AMERICUS, GA (October 25, 2022) — Faculty and students in the Department of Visual Arts at Georgia Southwestern State University, along with local artists and restaurants, are coming together once again to feed the hungry by selling hand-crafted ceramic bowls and delicious soup.

GSW Department of Visual Arts and its student organization Artists United are sponsoring an ‘Empty Bowls’ project which will take place on Friday, Nov. 4 from 5 p.m. until 8 p.m. at the Americus Arts Council Building. 326 W Forsyth St., Americus, GA 31709.

The goal for this year is to produce and sell bowls at $20 each. Sixty percent of the proceeds collected from this event will benefit the Harvest of Hope Food Pantry, a local charity. The Americus and Sumter County Arts Council will receive ten percent of the proceeds, with the remainder benefitting the GSW Department of Visual Arts.

The Harvest of Hope Food Pantry is a Christian-based, nonprofit organization serving approximately 750-1,000 families in need per month. Led by Executive Director Rev. Sonny Pinckard, and his wife, Ginger, hundreds of volunteers help distribute bags of food after families are interviewed to establish income and need. 

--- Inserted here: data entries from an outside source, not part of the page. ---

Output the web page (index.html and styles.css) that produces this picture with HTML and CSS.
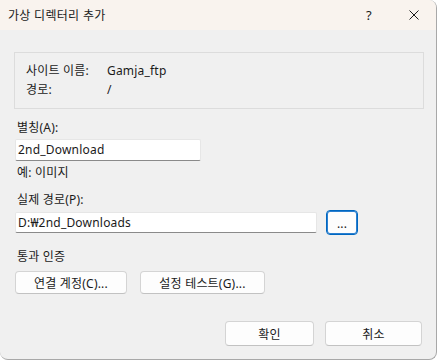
FILE: index.html
```html
<!DOCTYPE html>
<html lang="ko">
<head>
    <meta charset="UTF-8">
    <meta name="viewport" content="width=device-width, initial-scale=1.0">
    <title>가상 디렉터리 추가</title>
    <link rel="stylesheet" href="styles.css">
</head>
<body>
    <div class="janela">
        <div class="barra-titulo">
            <span class="titulo">가상 디렉터리 추가</span>
            <span class="ajuda">?</span>
            <span class="fechar">
                <svg width="10" height="10" viewBox="0 0 10 10">
                    <path d="M0.5 0.5 L9.5 9.5 M9.5 0.5 L0.5 9.5" stroke="#1a1a1a" stroke-width="1" fill="none"/>
                </svg>
            </span>
        </div>

        <div class="conteudo">
            <div class="grupo">
                <div class="linha-info">
                    <span class="rotulo-info">사이트 이름:</span>
                    <span>Gamja_ftp</span>
                </div>
                <div class="linha-info">
                    <span class="rotulo-info">경로:</span>
                    <span>/</span>
                </div>
            </div>

            <p class="rotulo espaco-grupo">별칭(A):</p>
            <div class="campo campo-curto">2nd_Download</div>
            <p class="rotulo exemplo">예: 이미지</p>

            <p class="rotulo espaco-secao">실제 경로(P):</p>
            <div class="linha-caminho">
                <div class="campo campo-longo">D:₩2nd_Downloads</div>
                <button type="button" class="botao botao-procurar">...</button>
            </div>

            <p class="rotulo espaco-auth">통과 인증</p>
            <div class="linha-botoes">
                <button type="button" class="botao botao-conta">연결 계정(C)...</button>
                <button type="button" class="botao botao-teste">설정 테스트(G)...</button>
            </div>

            <div class="rodape">
                <button type="button" class="botao botao-ok">확인</button>
                <button type="button" class="botao botao-cancelar">취소</button>
            </div>
        </div>
    </div>
</body>
</html>
```

FILE: styles.css
```css
* {
    margin: 0;
    padding: 0;
    box-sizing: border-box;
}

body {
    font-family: "Noto Sans", "Noto Sans CJK KR", sans-serif;
    font-size: 12px;
    color: #1a1a1a;
    background-color: #ffffff;
}

.janela {
    width: 437px;
    height: 360px;
    background-color: #f0f0f0;
    border-right: 1px solid #a8a8a8;
    border-bottom: 1px solid #a8a8a8;
    border-radius: 0 8px 8px 8px;
    overflow: hidden;
}

.barra-titulo {
    height: 30px;
    background-color: #f9f3ee;
    display: flex;
    align-items: center;
    padding-left: 8px;
}

.titulo {
    flex: 1;
    font-size: 12px;
    letter-spacing: 0.3px;
}

.ajuda {
    width: 12px;
    margin-right: 31px;
    font-size: 13px;
}

.fechar {
    display: flex;
    margin-right: 17px;
}

.conteudo {
    padding-left: 14px;
    letter-spacing: 0.2px;
}

.grupo {
    margin-top: 22px;
    width: 410px;
    height: 57px;
    border: 1px solid #dcdcdc;
    padding: 8px 0 0 11px;
}

.linha-info {
    display: flex;
    height: 19px;
    line-height: 19px;
}

.rotulo-info {
    width: 81px;
}

.rotulo {
    line-height: 16px;
    padding-left: 3px;
}

.espaco-grupo {
    margin-top: 11px;
}

.exemplo {
    margin-top: 4px;
}

.espaco-secao {
    margin-top: 11px;
}

.espaco-auth {
    margin-top: 14px;
}

.campo {
    height: 22px;
    line-height: 20px;
    padding-left: 2px;
    background-color: #ffffff;
    border: 1px solid #e6e6e6;
    border-bottom-color: #8a8a8a;
    border-radius: 2px;
    margin-left: 1px;
}

.campo-curto {
    width: 186px;
    margin-top: 3px;
}

.linha-caminho {
    display: flex;
    align-items: center;
    gap: 9px;
    margin-top: 2px;
}

.campo-longo {
    width: 302px;
    height: 21px;
    line-height: 19px;
}

.botao {
    font-family: inherit;
    font-size: 12px;
    letter-spacing: 0.2px;
    color: #1a1a1a;
    background-color: #fdfdfd;
    border: 1px solid #d4d4d4;
    border-bottom-color: #c2c2c2;
    border-radius: 4px;
    cursor: pointer;
}

.botao-procurar {
    width: 32px;
    height: 25px;
    border: 1px solid #0067c0;
    box-shadow: inset 0 0 0 1px #2a7fd0;
    line-height: 18px;
    padding-top: 2px;
}

.linha-botoes {
    display: flex;
    gap: 13px;
    margin-top: 6px;
    padding-left: 1px;
}

.botao-conta {
    width: 112px;
    height: 23px;
}

.botao-teste {
    width: 125px;
    height: 23px;
}

.rodape {
    display: flex;
    justify-content: flex-end;
    gap: 11px;
    margin-top: 27px;
    padding-right: 14px;
}

.botao-ok {
    width: 89px;
    height: 25px;
}

.botao-cancelar {
    width: 97px;
    height: 25px;
}
```
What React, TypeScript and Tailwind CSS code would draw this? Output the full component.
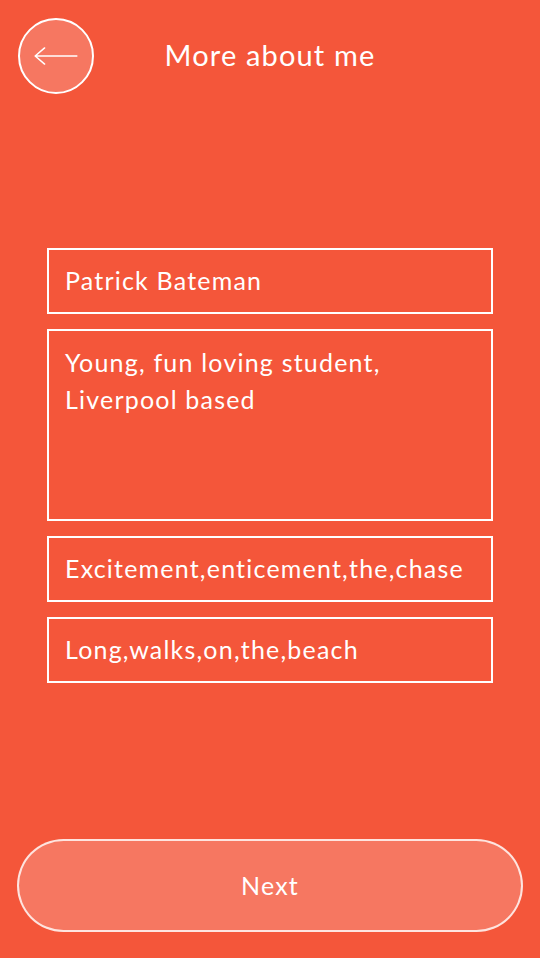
const fields = [
  "Patrick Bateman",
  "Excitement,enticement,the,chase",
  "Long,walks,on,the,beach",
];

const BackArrow = () => (
  <svg width="76" height="76" viewBox="0 0 76 76" fill="none">
    <path
      d="M16 38 H60 M26 29.5 L16 38 L26 46.5"
      stroke="white"
      strokeWidth="1.6"
      strokeLinecap="round"
      strokeLinejoin="round"
    />
  </svg>
);

const Field = ({ children }: { children: string }) => (
  <div className="h-[66px] border-2 border-white flex items-center pl-4 text-[25px] tracking-[0.048em] text-white">
    {children}
  </div>
);

export default function App() {
  return (
    <div
      className="w-[540px] h-[958px] bg-[#f4563a] flex flex-col text-white"
      style={{ fontFamily: "Lato, 'Open Sans', sans-serif" }}
    >
      <header className="grid grid-cols-[76px_1fr_76px] items-center px-[18px] pt-[18px]">
        <button className="w-[76px] h-[76px] rounded-full border-2 border-white bg-white/20 flex items-center justify-center">
          <BackArrow />
        </button>
        <h1 className="text-center text-[29px] tracking-[0.04em] leading-none -mt-[4px]">More about me</h1>
        <div />
      </header>

      <div className="mx-[47px] mt-[154px] flex flex-col gap-[15px]">
        <Field>{fields[0]}</Field>
        <div className="h-[192px] border-2 border-white pl-4 pt-[13px] text-[25px] tracking-[0.048em] leading-[37px]">
          Young, fun loving student,
          <br />
          Liverpool based
        </div>
        <Field>{fields[1]}</Field>
        <Field>{fields[2]}</Field>
      </div>

      <button className="mt-auto mb-[26px] mx-[17px] h-[93px] rounded-full border-2 border-white/80 bg-white/20 text-[25px] tracking-[0.048em] text-white">
        Next
      </button>
    </div>
  );
}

GSW Visual Arts began making bowls in 2012 for the Albany Area Arts Council’s effort to support the SOWEGA Council on Aging. After several years, the decision was made in 2014 to move the event locally in collaboration with the Americus-Sumter County Arts Council to benefit the Americus community.

This year, three local restaurants have donated soup for the event: Sweet Georgia Bakery and Cafe, Pat’s Place, and the 1800 Mexican Restaurant. With the purchase of a ceramic or glass bowl, participants will receive a soup voucher that can be redeemed at one of these local restaurants (while supplies last).

Bowls will be made by GSW students Noah Miller, Sefunmi Adebanwo, Kayla Crisp, Dulce Sarmiento, Alexis Glass, Sheridon Lambert, Hannah Strunk, Beginning Ceramics students, and GSW Professor Keaton Wynn.